En fait, dès l’origine, les concepteurs de ce modèle avaient une autre conception de l’homme. Pour Walras, l’inventeur du modèle d’équilibre général, une analyse économique complète doit être successivement pure, appliquée et sociale. L’« économie pure » est la science mathématique des relations entre les choses ; elle décrit un fonctionnement théorique des marchés en faisant abstraction de toute la complexité des véritables relations sociales et de tout jugement de valeur. Dans un second temps, l’économiste prend en compte la réalité sociale, les relations concrètes entre les humains et les choses ; il construit alors une « économie appliquée » et conçoit tous les aménagements nécessaires pour faire le pont entre la théorie pure et la pratique. Enfin, l’économiste intègre les jugements de valeur indispensables pour régler les relations entre les êtres humains ; il construit l’« économie morale », qui cherche à définir la juste répartition des richesses et le juste équilibre entre la liberté individuelle et l’intérêt collectif.

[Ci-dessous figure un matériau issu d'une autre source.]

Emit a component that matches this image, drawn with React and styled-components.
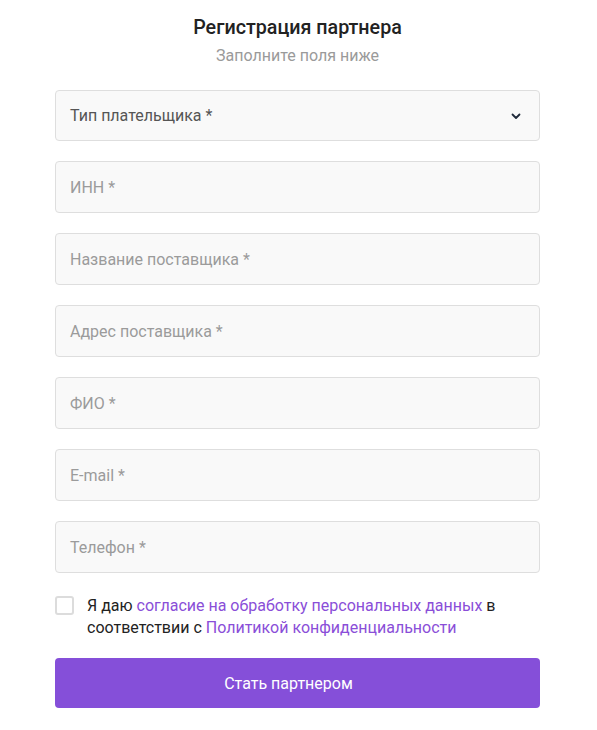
import React from "react";
import styled, { createGlobalStyle } from "styled-components";

const Global = createGlobalStyle`
  html, body { margin: 0; padding: 0; background: #fff; }
  body { font-family: Roboto, "Liberation Sans", Arial, sans-serif; }
  * { box-sizing: border-box; }
`;

const Page = styled.div`
  width: 597px;
  padding: 16px 57px 0 55px;
`;

const Title = styled.h1`
  margin: 0;
  text-align: center;
  font-size: 19.7px;
  font-weight: 500;
  line-height: 24px;
  color: #222;
`;

const Subtitle = styled.p`
  margin: 5px 0 0;
  text-align: center;
  font-size: 16px;
  line-height: 22px;
  color: #9a9a9a;
`;

const Form = styled.form`
  margin-top: 23px;
  display: flex;
  flex-direction: column;
  gap: 20px;
`;

const Field = styled.div`
  position: relative;
  height: ${(p) => (p.$select ? 51 : 52)}px;
  background: #f9f9f9;
  border: 1px solid #dedede;
  border-radius: 4px;
  display: flex;
  align-items: center;
  padding: 0 14px;
  font-size: 16px;
  color: ${(p) => (p.$select ? "#555" : "#9b9b9b")};
`;

const Chevron = styled.svg`
  margin-left: auto;
  margin-right: 4px;
  width: 10px;
  height: 10px;
`;

const Consent = styled.div`
  display: flex;
  gap: 13px;
  align-items: flex-start;
  padding-top: 2px;
  margin-bottom: -1px;
`;

const Box = styled.span`
  flex: none;
  width: 19px;
  height: 19px;
  margin-top: 1px;
  border: 2px solid #dcdcdc;
  border-radius: 3px;
  background: #fff;
`;

const ConsentText = styled.p`
  margin: 0;
  font-size: 16px;
  line-height: 22px;
  color: #222;
`;

const Link = styled.a`
  color: #8a4ed8;
  text-decoration: none;
`;

const Button = styled.button`
  height: 50px;
  padding: 0 18px 0 0;
  border: none;
  border-radius: 4px;
  background: #854fd9;
  color: #fff;
  font-family: inherit;
  font-size: 16px;
`;

const fields = ["ИНН *", "Название поставщика *", "Адрес поставщика *", "ФИО *", "E-mail *", "Телефон *"];

export default function App() {
  return (
    <>
      <Global />
      <Page>
        <Title>Регистрация партнера</Title>
        <Subtitle>Заполните поля ниже</Subtitle>
        <Form onSubmit={(e) => e.preventDefault()}>
          <Field $select>
            Тип плательщика *
            <Chevron viewBox="0 0 10 10">
              <path d="M1.5 3.5 L5 7 L8.5 3.5" fill="none" stroke="#1f2a3a" strokeWidth="1.8" strokeLinecap="round" strokeLinejoin="round" />
            </Chevron>
          </Field>
          {fields.map((f) => (
            <Field key={f}>{f}</Field>
          ))}
          <Consent>
            <Box />
            <ConsentText>
              Я даю <Link href="#">согласие на обработку персональных данных</Link> в соответствии с{" "}
              <Link href="#">Политикой конфиденциальности</Link>
            </ConsentText>
          </Consent>
          <Button type="submit">Стать партнером</Button>
        </Form>
      </Page>
    </>
  );
}
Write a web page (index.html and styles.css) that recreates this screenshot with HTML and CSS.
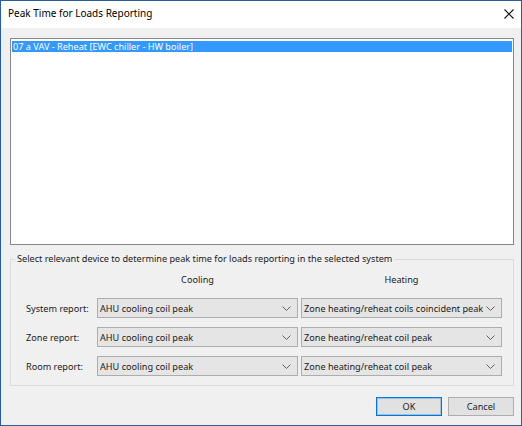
FILE: index.html
```html
<!DOCTYPE html>
<html>
<head>
<meta charset="utf-8">
<title>Peak Time for Loads Reporting</title>
<link rel="stylesheet" href="styles.css">
</head>
<body>
<div class="window">
  <div class="titlebar">
    <span class="title">Peak Time for Loads Reporting</span>
    <span class="close">
      <svg width="10" height="10" viewBox="0 0 10 10"><path d="M0.5 0.5 L9.5 9.5 M9.5 0.5 L0.5 9.5" stroke="#111" stroke-width="1.1" fill="none"/></svg>
    </span>
  </div>
  <div class="content">
    <div class="listbox">
      <div class="item selected">07 a VAV - Reheat [EWC chiller - HW boiler]</div>
    </div>
    <fieldset class="group">
      <legend>Select relevant device to determine peak time for loads reporting in the selected system</legend>
      <div class="grid">
        <div></div>
        <div class="colhead">Cooling</div>
        <div class="colhead">Heating</div>

        <div class="label">System report:</div>
        <div class="combo"><span>AHU cooling coil peak</span><svg class="chev" width="9" height="5" viewBox="0 0 9 5"><path d="M0.5 0.5 L4.5 4.5 L8.5 0.5" stroke="#606060" fill="none"/></svg></div>
        <div class="combo"><span>Zone heating/reheat coils coincident peak</span><svg class="chev" width="9" height="5" viewBox="0 0 9 5"><path d="M0.5 0.5 L4.5 4.5 L8.5 0.5" stroke="#606060" fill="none"/></svg></div>

        <div class="label">Zone report:</div>
        <div class="combo"><span>AHU cooling coil peak</span><svg class="chev" width="9" height="5" viewBox="0 0 9 5"><path d="M0.5 0.5 L4.5 4.5 L8.5 0.5" stroke="#606060" fill="none"/></svg></div>
        <div class="combo"><span>Zone heating/reheat coil peak</span><svg class="chev" width="9" height="5" viewBox="0 0 9 5"><path d="M0.5 0.5 L4.5 4.5 L8.5 0.5" stroke="#606060" fill="none"/></svg></div>

        <div class="label">Room report:</div>
        <div class="combo"><span>AHU cooling coil peak</span><svg class="chev" width="9" height="5" viewBox="0 0 9 5"><path d="M0.5 0.5 L4.5 4.5 L8.5 0.5" stroke="#606060" fill="none"/></svg></div>
        <div class="combo"><span>Zone heating/reheat coil peak</span><svg class="chev" width="9" height="5" viewBox="0 0 9 5"><path d="M0.5 0.5 L4.5 4.5 L8.5 0.5" stroke="#606060" fill="none"/></svg></div>
      </div>
    </fieldset>
    <div class="buttons">
      <button class="btn default">OK</button>
      <button class="btn">Cancel</button>
    </div>
  </div>
</div>
</body>
</html>
```

FILE: styles.css
```css
html, body {
  margin: 0;
  padding: 0;
  background: #f0f0f0;
}
body {
  font-family: "Noto Sans", "Open Sans", sans-serif;
  font-size: 9.15px;
  color: #1a1a1a;
}
.window {
  width: 522px;
  height: 426px;
  box-sizing: border-box;
  border: 1px solid #2f5b98;
  background: #f0f0f0;
  display: flex;
  flex-direction: column;
}
.titlebar {
  height: 27px;
  background: #ffffff;
  display: flex;
  align-items: center;
  justify-content: space-between;
  padding: 0 7px 3px 7px;
  box-sizing: border-box;
}
.title {
  font-size: 10px;
  color: #000;
}
.close {
  display: flex;
  margin-top: 1px;
}
.content {
  padding: 10px 7px 0 9px;
  display: flex;
  flex-direction: column;
}
.listbox {
  height: 207px;
  box-sizing: border-box;
  border: 1px solid #828790;
  background: #ffffff;
  padding: 2px 1px 1px 1px;
}
.item {
  height: 11px;
  line-height: 11px;
  padding-left: 1px;
  white-space: nowrap;
}
.item.selected {
  background: #3399ff;
  color: #ffffff;
}
.group {
  margin: 7px 0 0 0;
  padding: 7px 13px 9px 15px;
  border: 1px solid #dcdcdc;
  min-width: 0;
}
.group legend {
  margin-left: -11px;
  padding: 0 2px;
  line-height: 14px;
  color: #1a1a1a;
}
.grid {
  display: grid;
  grid-template-columns: 68px 201px 201px;
  column-gap: 3px;
  row-gap: 9px;
}
.colhead {
  text-align: center;
  line-height: 14px;
  margin-bottom: 2px;
}
.label {
  display: flex;
  align-items: center;
  height: 20px;
  white-space: nowrap;
}
.combo {
  height: 20px;
  box-sizing: border-box;
  border: 1px solid #adadad;
  background: #e5e5e5;
  display: flex;
  align-items: center;
  justify-content: space-between;
  padding: 0 6px 0 2px;
  white-space: nowrap;
}
.chev {
  flex: none;
}
.buttons {
  display: flex;
  justify-content: flex-end;
  gap: 6px;
  margin-top: 11px;
}
.btn {
  width: 66px;
  height: 19px;
  box-sizing: border-box;
  border: 1px solid #adadad;
  background: #e1e1e1;
  font-family: inherit;
  font-size: 9.15px;
  color: #1a1a1a;
  padding: 0;
}
.btn.default {
  border-color: #0078d7;
  box-shadow: inset 0 0 0 1px rgba(0, 120, 215, 0.3);
}
```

Pour Walras, et pour la plupart des premiers néoclassiques, il va de soi que l’homo œconomicus n’est rien d’autre qu’un outil abstrait utile à la seule économie pure (mathématique) ; c’est une fiction nécessaire à la description d’un marché parfait. L’économie appliquée doit ensuite déterminer les cas où cette fiction constitue un outil utile pour comprendre la réalité, et les cas où elle doit être amendée ou abandonnée. Jusqu’aux années 1970, si l’on met à part l’école monétariste, l’essentiel du travail des économistes (y compris des néoclassiques) a consisté à déconstruire les hypothèses excessivement abstraites du modèle initial pour rapprocher la théorie du monde réel.

 

Alors, comment cet effort de réalisme s’est-il traduit en ce qui concerne la conception du fameux homo œconomicus ?
Eh bien, dès les années 1950, Herbert Simon1 a montré l’impossibilité de postuler une « rationalité forte », une rationalité telle que les individus atteignent toujours le maximum d’utilité. Compte tenu de leur capacité limitée à calculer et à traiter une information par ailleurs coûteuse et imparfaite, les individus peuvent au mieux chercher un niveau satisfaisant d’utilité, mais certainement pas atteindre le maximum. Simon définit ainsi une « rationalité limitée », avant de préférer l’expression de « rationalité procédurale », car c’est la méthode de décision qui est rationnelle, et non pas le résultat. Autrement dit, l’individu rationnel n’est plus celui qui fait le meilleur choix à tous les coups, mais celui qui, compte tenu des moyens limités qui sont les siens, s’efforce de raisonner pour faire de son mieux ! Autant dire qu’il risque de se tromper assez souvent. La rationalité ne nous met pas à l’abri de décisions économiques erronées, tout simplement parce qu’en situation d’information imparfaite, inexistante ou très coûteuse, les individus sont contraints de faire avec les moyens limités dont ils disposent et d’assumer le risque de l’erreur.

 

En fait, l’erreur est rationnelle ?
Absolument ! En effet, pour la plupart des décisions de la vie courante – économiques ou pas –, il serait irrationnel de sacrifier du temps et des ressources à la collecte des informations nécessaires pour se mettre à l’abri de toute erreur de calcul. C’est pourquoi, au lieu de calculer vraiment les coûts et avantages associés à une décision, nous suivons notre intuition, nous imitons les autres, nous procédons comme à notre habitude, nous nous fions à une convention… Les erreurs qui s’ensuivent résultent des limites rationnelles que nous imposons à notre recherche d’information. C’est la répétition systématique de la même erreur – et non pas l’erreur en elle-même – qui est irrationnelle.

 

Mais, justement, peut-on exclure de l’analyse ce genre d’erreurs systématiques ? Peut-on faire comme si nos erreurs étaient uniquement imputables à un défaut d’information ?
Non, on ne le peut pas. L’homo sapiens n’est pas sujet qu’aux seules erreurs rationnelles. Il est aussi coutumier des erreurs irrationnelles, celles qu’il pourrait éviter par un raisonnement relativement simple et qui tombe sous le sens aux yeux d’un observateur indépendant.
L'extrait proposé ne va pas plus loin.